It’s been a pretty eventful week in cricket and there have been a lot of very good articles written, with not all of which I entirely agree. I’ve shared a lot of them on my Twitter feed, but I wanted to share them here as well. They are in no particular order:
A cleansing process Andrew Miller’s excellent piece on Cricinfo.
Here at last is the moment at which cheating for monetary gain stops being an in-joke, as acted out by jaded professionals with too many miles on the clock and too few years in which to capitalise on their athletic prime.
Why the spot-fixing scandal shouldn’t shake our faith in cricket Lizzy Ammon in the Mirror wrote a lovely article about why Sangakkara’s Spirit of Cricket speech at the MCC last summer should be remembered in the wake of the spot-fixing verdict.
Cricket must fight to regain its reputation, it’s still a game with a great deal of integrity and even more amount of beauty populated mostly with talented, polite, passionate, respectful players and officials – we really do have to try and remember that.
Does our society breed corrupt sportsmen? Harsha Bhogle writes on Cricinfo about the effect of culture on corruption in sport. Though I disagree with his statement that similar crimes by politicians would not be reported. The MPs expenses scandal has shown otherwise. ‘But sportsmen come from the same society as everyone else. Among sportsmen are the noble, the diligent and the caring, as there are the callous, the cheats and the criminals.’
The loss of innocence The BBC’s Adam Mountford has a much more pessimistic look at the proceedings which, I confess, is closer to my mood.
For me it is this loss of innocence which is one of the saddest aspects of this whole story. What I love about sport is the drama and the unpredictability. When I turn up at a cricket match I love the feeling that anything can happen that day.
Match-fixing: Where it all began Andy Zaltzman has his usual cleverly amusing take on the origins of match-fixing.

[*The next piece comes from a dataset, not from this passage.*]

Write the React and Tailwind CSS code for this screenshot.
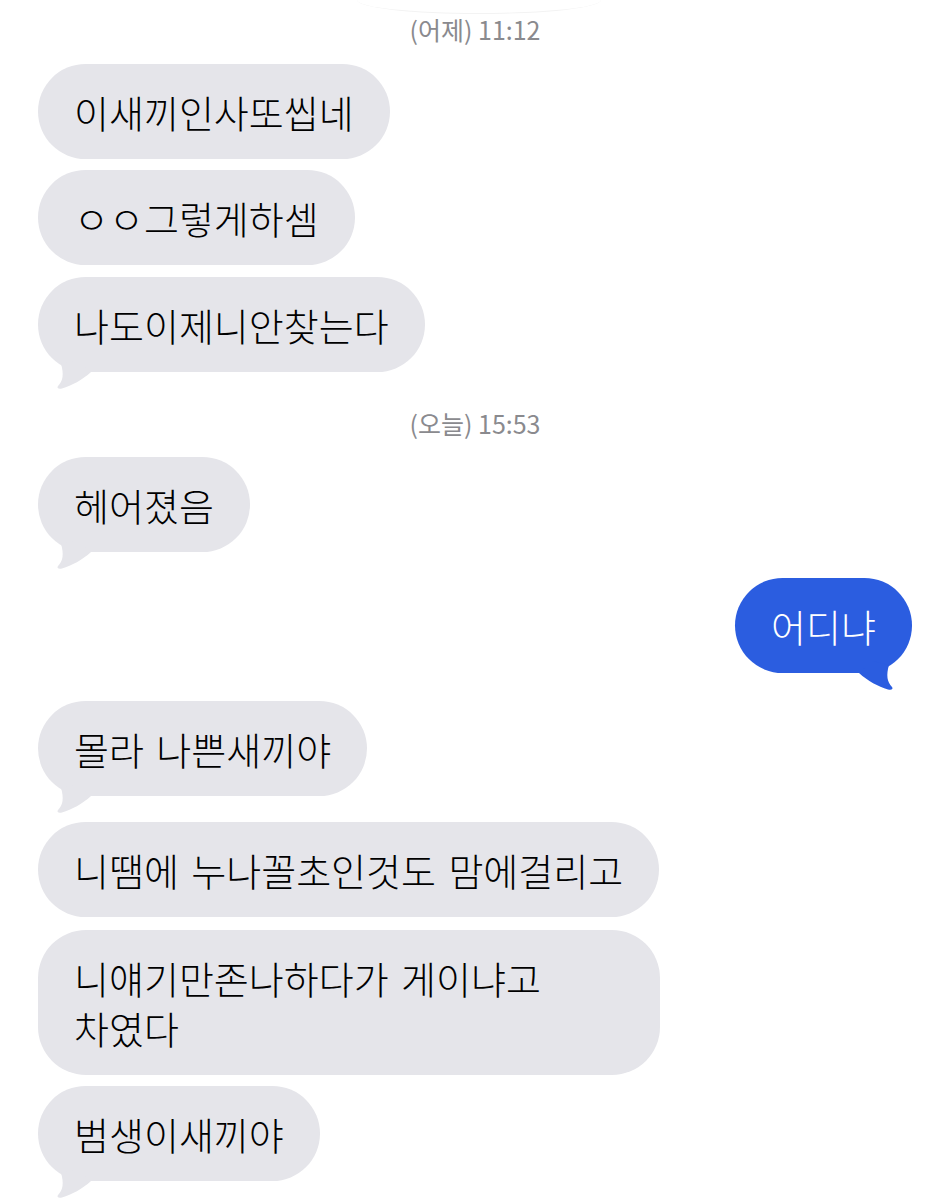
import React from "react";

// Chat thread: grey bubbles are incoming, blue is outgoing.
// `gap` is the space above each row, `tail` marks the last bubble of a run.
const thread = [
  { kind: "time", label: "(어제)", time: "11:12", gap: "mt-0" },
  { kind: "in", text: "이새끼인사또씹네", gap: "mt-[20px]" },
  { kind: "in", text: "ㅇㅇ그렇게하셈", gap: "mt-[11px]" },
  { kind: "in", text: "나도이제니안찾는다", gap: "mt-[12px]", tail: true },
  { kind: "time", label: "(오늘)", time: "15:53", gap: "mt-[36px]" },
  { kind: "in", text: "헤어졌음", gap: "mt-[19px]", tail: true },
  { kind: "out", text: "어디냐", gap: "mt-[26px]", tail: true },
  { kind: "in", text: "몰라 나쁜새끼야", gap: "mt-[28px]", tail: true },
  { kind: "in", text: "니땜에 누나꼴초인것도 맘에걸리고", gap: "mt-[26px]" },
  {
    kind: "in",
    lines: ["니얘기만존나하다가 게이냐고", "차였다"],
    gap: "mt-[13px]",
    wide: true,
  },
  { kind: "in", text: "범생이새끼야", gap: "mt-[11px]", tail: true },
];

// Little hook under the bubble corner, drawn for the left side and mirrored for the right.
function Tail({ out }) {
  return (
    <svg
      viewBox="0 0 60 40"
      className={`absolute bottom-[-18px] h-[40px] w-[60px] ${
        out ? "right-0 -scale-x-100" : "left-0"
      }`}
    >
      <path
        d="M23 14 C26 24 25 31 20 36 C18.5 38 20.5 39.5 24 38.5 C34 35.5 44 30 53 22 L40 10 Z"
        fill={out ? "#2b5de0" : "#e5e5ea"}
      />
    </svg>
  );
}

function Bubble({ item }) {
  const out = item.kind === "out";
  return (
    <div className={`flex ${out ? "justify-end" : "justify-start"} ${item.gap}`}>
      <div
        className={`relative rounded-[48px] px-[36px] py-[22.5px] text-[38px] font-light leading-[50px] [word-spacing:4px] ${
          out ? "bg-[#2b5de0] text-white" : "bg-[#e5e5ea] text-black"
        } ${item.wide ? "w-[622px]" : "w-fit"}`}
      >
        {item.tail && <Tail out={out} />}
        <p className="relative whitespace-nowrap">
          {item.lines
            ? item.lines.map((line, i) => (
                <React.Fragment key={i}>
                  {i > 0 && <br />}
                  {line}
                </React.Fragment>
              ))
            : item.text}
        </p>
      </div>
    </div>
  );
}

function TimeStamp({ item }) {
  return (
    <p
      className={`text-center text-[25px] leading-[30px] text-[#8a8a8e] ${item.gap}`}
    >
      {item.label} {item.time}
    </p>
  );
}

export default function App() {
  return (
    <div className="h-[1199px] w-[951px] overflow-hidden bg-white pl-[38px] pr-[39px] font-['Noto_Sans_CJK_KR','Noto_Sans',sans-serif]">
      {/* edge of the element scrolled off above */}
      <div className="flex h-[14px] justify-center">
        <div className="ml-[8px] h-[14px] w-[244px] rounded-b-[122px_14px] border-b border-[#f3f3f3]" />
      </div>

      {thread.map((item, i) =>
        item.kind === "time" ? (
          <TimeStamp key={i} item={item} />
        ) : (
          <Bubble key={i} item={item} />
        )
      )}
    </div>
  );
}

The best place to start might be with this game: USA v Canada in 1844, the first-ever international cricket match. It was a suspiciously low-scoring game, in which no batsman scored more than 14, and the USA, cruising to victory at 25 for 0 in pursuit of 82 to win in the fourth innings, lost all 10 wickets for 33.
A strong deterrent After the guilty verdict, but before the sentences were handed down, Nasser Hussain blogged about why this sent a clear message to potential fixers. I’m not sure jail time does this more than a lengthy ban, but I agree with the sentiment.
If the reward for fixing outweighs the risk of being caught, then there will always be those willing to chance their arm – particularly if they are not getting paid much by their cricket board.
As a final note: Whilst Kumar Sangakkara’s moving speech at Lord’s is an excellent reminder of what is great about cricket, The Duckworth Lewis Method‘s lone album has a similar effect. I’ve had it on a loop for most of the last few days.